▶ [Problem requirements]:
Without the images, write out the whole listing exactly.

▶ [Data lines]:
____

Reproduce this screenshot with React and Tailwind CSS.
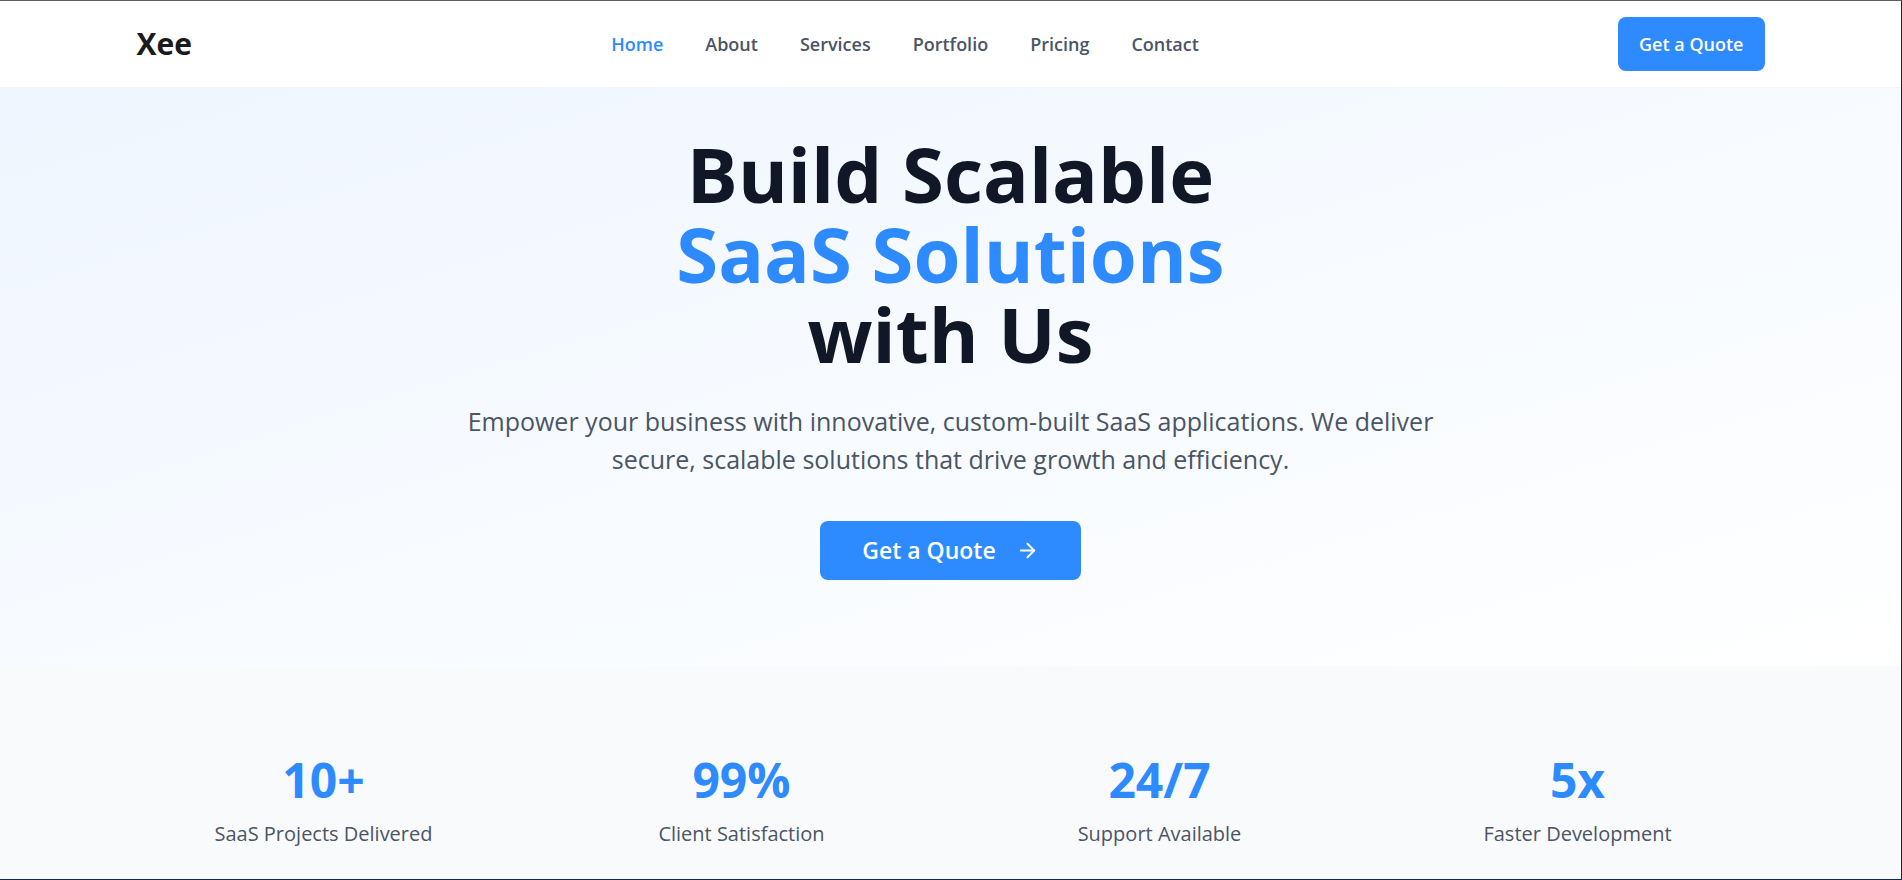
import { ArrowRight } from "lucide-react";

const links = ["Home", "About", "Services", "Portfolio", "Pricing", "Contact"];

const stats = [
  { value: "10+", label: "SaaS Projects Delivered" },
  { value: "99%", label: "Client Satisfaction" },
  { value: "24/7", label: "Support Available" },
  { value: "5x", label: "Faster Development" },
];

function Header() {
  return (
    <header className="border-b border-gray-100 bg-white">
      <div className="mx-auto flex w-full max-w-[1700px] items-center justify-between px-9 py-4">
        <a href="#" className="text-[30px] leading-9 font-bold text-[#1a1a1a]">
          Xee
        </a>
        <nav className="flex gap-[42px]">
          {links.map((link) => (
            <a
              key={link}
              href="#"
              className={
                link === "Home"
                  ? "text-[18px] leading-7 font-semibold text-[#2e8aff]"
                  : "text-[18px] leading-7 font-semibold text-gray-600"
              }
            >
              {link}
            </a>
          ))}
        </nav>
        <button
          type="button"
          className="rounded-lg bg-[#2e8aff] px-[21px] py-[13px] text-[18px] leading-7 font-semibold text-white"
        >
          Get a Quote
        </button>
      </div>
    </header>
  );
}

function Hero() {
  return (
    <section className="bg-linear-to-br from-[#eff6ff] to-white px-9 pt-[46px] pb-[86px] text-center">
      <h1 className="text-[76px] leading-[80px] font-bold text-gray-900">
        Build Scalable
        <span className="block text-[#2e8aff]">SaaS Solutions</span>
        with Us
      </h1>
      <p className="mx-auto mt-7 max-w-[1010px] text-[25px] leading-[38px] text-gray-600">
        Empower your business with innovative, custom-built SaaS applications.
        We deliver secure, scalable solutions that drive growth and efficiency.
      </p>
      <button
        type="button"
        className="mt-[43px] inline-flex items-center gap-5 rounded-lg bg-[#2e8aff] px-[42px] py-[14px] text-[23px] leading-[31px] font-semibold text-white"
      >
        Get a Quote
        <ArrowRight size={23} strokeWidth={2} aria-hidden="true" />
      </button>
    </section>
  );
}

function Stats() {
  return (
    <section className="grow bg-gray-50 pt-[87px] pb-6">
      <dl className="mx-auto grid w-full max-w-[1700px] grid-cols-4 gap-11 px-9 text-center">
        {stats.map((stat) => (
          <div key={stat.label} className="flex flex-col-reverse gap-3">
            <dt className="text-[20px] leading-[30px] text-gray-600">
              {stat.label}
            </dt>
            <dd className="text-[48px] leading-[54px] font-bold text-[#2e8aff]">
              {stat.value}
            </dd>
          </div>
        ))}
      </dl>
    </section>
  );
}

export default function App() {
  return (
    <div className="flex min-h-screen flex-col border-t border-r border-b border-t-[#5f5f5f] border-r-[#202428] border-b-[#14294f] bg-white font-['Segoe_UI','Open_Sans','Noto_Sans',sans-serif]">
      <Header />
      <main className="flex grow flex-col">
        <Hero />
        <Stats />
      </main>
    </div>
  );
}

____

▶ [Full answer]:
Reproduce this screenshot with React and Tailwind CSS.
import { ArrowRight } from "lucide-react";

const links = ["Home", "About", "Services", "Portfolio", "Pricing", "Contact"];

const stats = [
  { value: "10+", label: "SaaS Projects Delivered" },
  { value: "99%", label: "Client Satisfaction" },
  { value: "24/7", label: "Support Available" },
  { value: "5x", label: "Faster Development" },
];

function Header() {
  return (
    <header className="border-b border-gray-100 bg-white">
      <div className="mx-auto flex w-full max-w-[1700px] items-center justify-between px-9 py-4">
        <a href="#" className="text-[30px] leading-9 font-bold text-[#1a1a1a]">
          Xee
        </a>
        <nav className="flex gap-[42px]">
          {links.map((link) => (
            <a
              key={link}
              href="#"
              className={
                link === "Home"
                  ? "text-[18px] leading-7 font-semibold text-[#2e8aff]"
                  : "text-[18px] leading-7 font-semibold text-gray-600"
              }
            >
              {link}
            </a>
          ))}
        </nav>
        <button
          type="button"
          className="rounded-lg bg-[#2e8aff] px-[21px] py-[13px] text-[18px] leading-7 font-semibold text-white"
        >
          Get a Quote
        </button>
      </div>
    </header>
  );
}

function Hero() {
  return (
    <section className="bg-linear-to-br from-[#eff6ff] to-white px-9 pt-[46px] pb-[86px] text-center">
      <h1 className="text-[76px] leading-[80px] font-bold text-gray-900">
        Build Scalable
        <span className="block text-[#2e8aff]">SaaS Solutions</span>
        with Us
      </h1>
      <p className="mx-auto mt-7 max-w-[1010px] text-[25px] leading-[38px] text-gray-600">
        Empower your business with innovative, custom-built SaaS applications.
        We deliver secure, scalable solutions that drive growth and efficiency.
      </p>
      <button
        type="button"
        className="mt-[43px] inline-flex items-center gap-5 rounded-lg bg-[#2e8aff] px-[42px] py-[14px] text-[23px] leading-[31px] font-semibold text-white"
      >
        Get a Quote
        <ArrowRight size={23} strokeWidth={2} aria-hidden="true" />
      </button>
    </section>
  );
}

function Stats() {
  return (
    <section className="grow bg-gray-50 pt-[87px] pb-6">
      <dl className="mx-auto grid w-full max-w-[1700px] grid-cols-4 gap-11 px-9 text-center">
        {stats.map((stat) => (
          <div key={stat.label} className="flex flex-col-reverse gap-3">
            <dt className="text-[20px] leading-[30px] text-gray-600">
              {stat.label}
            </dt>
            <dd className="text-[48px] leading-[54px] font-bold text-[#2e8aff]">
              {stat.value}
            </dd>
          </div>
        ))}
      </dl>
    </section>
  );
}

export default function App() {
  return (
    <div className="flex min-h-screen flex-col border-t border-r border-b border-t-[#5f5f5f] border-r-[#202428] border-b-[#14294f] bg-white font-['Segoe_UI','Open_Sans','Noto_Sans',sans-serif]">
      <Header />
      <main className="flex grow flex-col">
        <Hero />
        <Stats />
      </main>
    </div>
  );
}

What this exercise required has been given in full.